My daughter gave me a lovely Miltonia last fall and I am afraid that I have hurt it. I have it on the porch facing east but there must have been too much light as three of the six leaves have turned brown. What can I do to prolong its life? Maggie B.


While many orchids live to a ripe old age of a century or more, it is rare to find a Miltonia thriving past a decade. The reasons for this short lived duration are debated, but one thing is certain – Miltonias are tricky to grow. Many commercial nurseries don’t even sell them so don’t be discouraged if your plant is struggling.

At first sight, the ‘Pansy Orchid’ seems to have the most desirable qualities of the floral kingdom. The foliage is bushy and compact – wispy like Oncidiums – but no taller than a foot. The flowers are large and flat – like Phalaenopsis – yet give the appearance of Pansies and are fragrant! Its no wonder Miltonias ‘fly off the shelves’ at flower shows and other quick turn gardening events.

The reality, however, is that this orchid challenges the most ardent horticulturalists. Cultural requirements are indirect light, well draining media, and temperatures in the 60 to 80 degree range. Yet, Miltonia leaves are easily prone to rot and cannot withstand typical Virginia summer heat. The best advice is to focus on genera that grow well in this climate.


I have four orchids that have bloomed beautifully for years but now I am seeing a sticky substance covering much of the leaves. What is this and will it affect the growth in the future? Lou S.


Hobbyists who bloom their orchids year after year are no longer neophytes – but rather advanced growers who have mastered the sport. Re-potting is second nature and all the light levels and watering intervals are fully understood. At this point, it is a matter of addressing small matters such as sticky leaves – aka insect outbreaks.

Plants speak in a language that horticulturalists understand. Foliage that displays tiny syrupy droplets is not normal growth habit but rather the work of an army of bugs – either mites or brown scale. Close examination of the leaf surface reveals the identity of the critter. Mites can be seen scurrying about while mature brown scale has an armored shell.

In either case, a thorough spraying of the foliage at weekly intervals will reduce this pest to negligible populations. Horticultural oils, soaps and waxes work well at smothering their prey while Pyrethrum-based solutions are fast acting poisons. Always apply these products outside in the shade on mild days.

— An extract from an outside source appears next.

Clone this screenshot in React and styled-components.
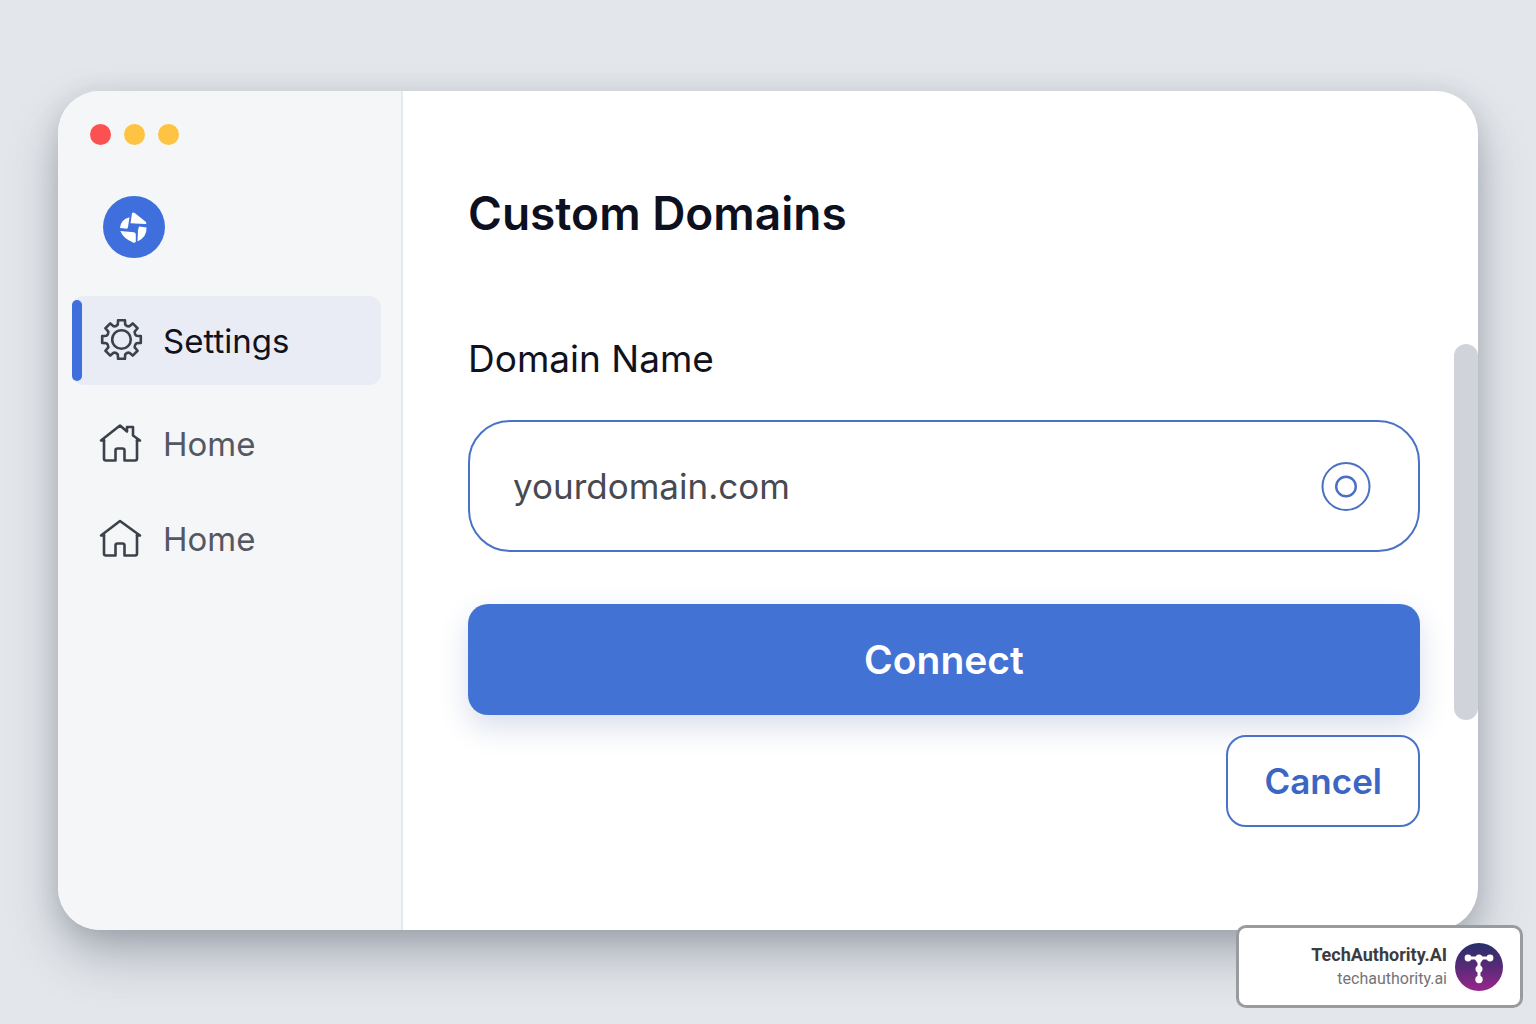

My boyfriend and I see orchids as ‘our plants’ because he gave me one on our first date and every special occasion since. Sadly, most of my orchids don’t live past one year. I have a wide variety and they reside in my living room which has low light, a slow fan, and temperatures between 70 and 75 degrees. What can I do? Laura M.


You are not alone in claiming orchids as your own – after all, orchids are the #1 houseplant today. Still it’s touching to hear that they are exchanged on every special occasion – since there are literally dozens of events each year – from major holidays to pet birthdays. Your collection must be quite large by now!

Generally speaking, orchids have the potential to live forever if given the right conditions. Their native habitats are the tropical forests around the world where they have evolved from the beginning of time. In today’s wretched economy, orchids are the most economical floral purchase one can make given their annual several month-long blooming time and their life expectancy.

Orchids can loosely be divided into two groups by their light requirements and, thus, cannot be grown together. Cattleyas, Dendrobiums, and Oncidiums need filtered direct sun whereas Paphiopedilums and Phalaenopsis take indirect or shade. Your low light living room can only benefit the latter group. The sun loving type will rapidly go downhill and perish unless major changes are made. Moving those plants outside during the months of May to September and locating a south facing window for the remainder of the year would be the long term solution.

The low light plant Phalaenopsis is particularly subject to crown rot so try to avoid water on the leaves. The companion Lady Slipper sometimes needs timely re-potting to encourage flowering but is a tough plant otherwise. All that is needed to ensure survival of this prized collection is a little shuffling of the pots that takes into account their specific preferences. Perhaps by this time, the generous boyfriend will have become the loving husband.